PAPSS, an initiative of the African Export‑Import Bank (Afreximbank) in collaboration with the African Union and the AfCFTA Secretariat, enables cross‑border payments between African countries in local currencies. The Pesalink integration marks the first time PAPSS has piloted a national switch for transaction termination in Kenya.
The strategic significance
This partnership is not merely a technical agreement. It is a new blueprint for African financial infrastructure.
First, it reduces complex correspondent banking requirements and reliance on foreign reserve currencies. Kenyan financial institutions can now offer cross‑border payment services to their customers through existing Pesalink rails, without building separate correspondent relationships.
Second, it supports the broader objective of intra‑African trade under the AfCFTA framework. PAPSS is forecast to save the continent more than $5 billion USD annually in payment transaction costs – money previously lost to currency conversion fees and offshore routing.

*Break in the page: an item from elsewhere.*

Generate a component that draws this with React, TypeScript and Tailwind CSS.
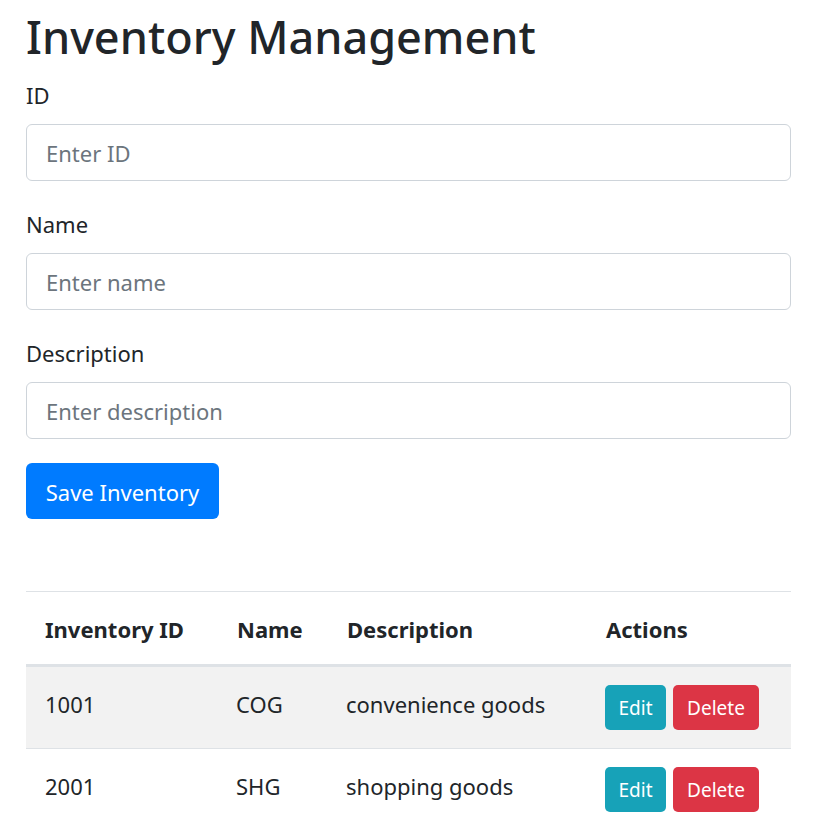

Third, it demonstrates a replicable model: connecting national instant payment systems to a continental settlement layer. As PAPSS CEO Mike Ogbalu III stated at the signing: “For PAPSS to deliver true impact, collaboration with national and private switches like Pesalink is essential. Pesalink is the first switch we’ve piloted for transaction termination in Kenya, and we are already seeing greater adoption by opening more channels for seamless, local‑currency cross‑border payments across Africa.”
Pesalink CEO Gituku Kirika added: “Kenyan banks will now be able to offer faster, cheaper cross‑border payments. They will be helping their customers grow more regional trading relationships and thrive in a more integrated digital economy.”
Scale and reach
As of 2025, the PAPSS network has expanded its footprint across four regions, connecting 19 countries, with over 150 commercial banks and 14 payment switches. This now includes a significant presence in North Africa, with countries like Morocco, Algeria, Egypt, and Tunisia on board, alongside growing corridors in East and Southern Africa.
Pesalink’s domestic scale is equally significant. The network processed over KSh 1.1 trillion in total transaction value in 2024, representing 31.6% year‑on‑year growth. Total transaction count grew 35% to 8.41 million. The network now connects 80 financial institutions and maintains a 98% transaction success rate with processing speeds reduced to just 2 seconds – a 75% improvement.
The opportunity for financial services leaders
For forward‑thinking banks, fintechs, and payment providers across Africa, the Pesalink–PAPSS link signals a fundamental shift. Fragmentation has long been treated as an immutable cost of doing business across 54 distinct regulatory and currency regimes. That assumption is no longer valid.
The integration creates immediate commercial opportunities:
- Kenyan banks can now offer faster, cheaper cross‑border payment products to SMEs and individuals without building new correspondent relationships.
- Fintechs on the PAPSS platform gain instant access to Kenya’s real‑time payment infrastructure, including its mobile money ecosystem.
- Businesses trading across borders benefit from reduced forex exposure, shorter settlement cycles, and lower transaction costs.
The road ahead
The Pesalink–PAPSS link is not the final destination. It is proof of concept.
PAPSS plans to onboard 500 million bank accounts from 30 African countries, building a continental payment network that operates in local currencies. Regional economic communities such as COMESA are launching similar digital retail payments platforms. Ghana has announced plans to pilot a continental digital trade corridor, testing mobile money interoperability and mutual recognition of digital identities for cross‑border KYC processes.
As Mrs Asante‑Asiedu noted: “Payment systems are strategic trade infrastructure, essential for monetary stability, financial integration, and long‑term economic transformation across our continent.”
The question for financial services leaders is no longer whether African payment systems will integrate. The question is which institutions will be positioned to capture value from that integration.
For forward‑thinking leaders across African banking, fintech, and payment infrastructure, the Pesalink–PAPSS link is more than a news story. It is a signal to build.
African financial institutions that align their cross‑border product strategies with the emerging continental payment layer – and measure adoption, settlement efficiency, and unit economics with rigour – will define the benchmark for regional integration in the years ahead.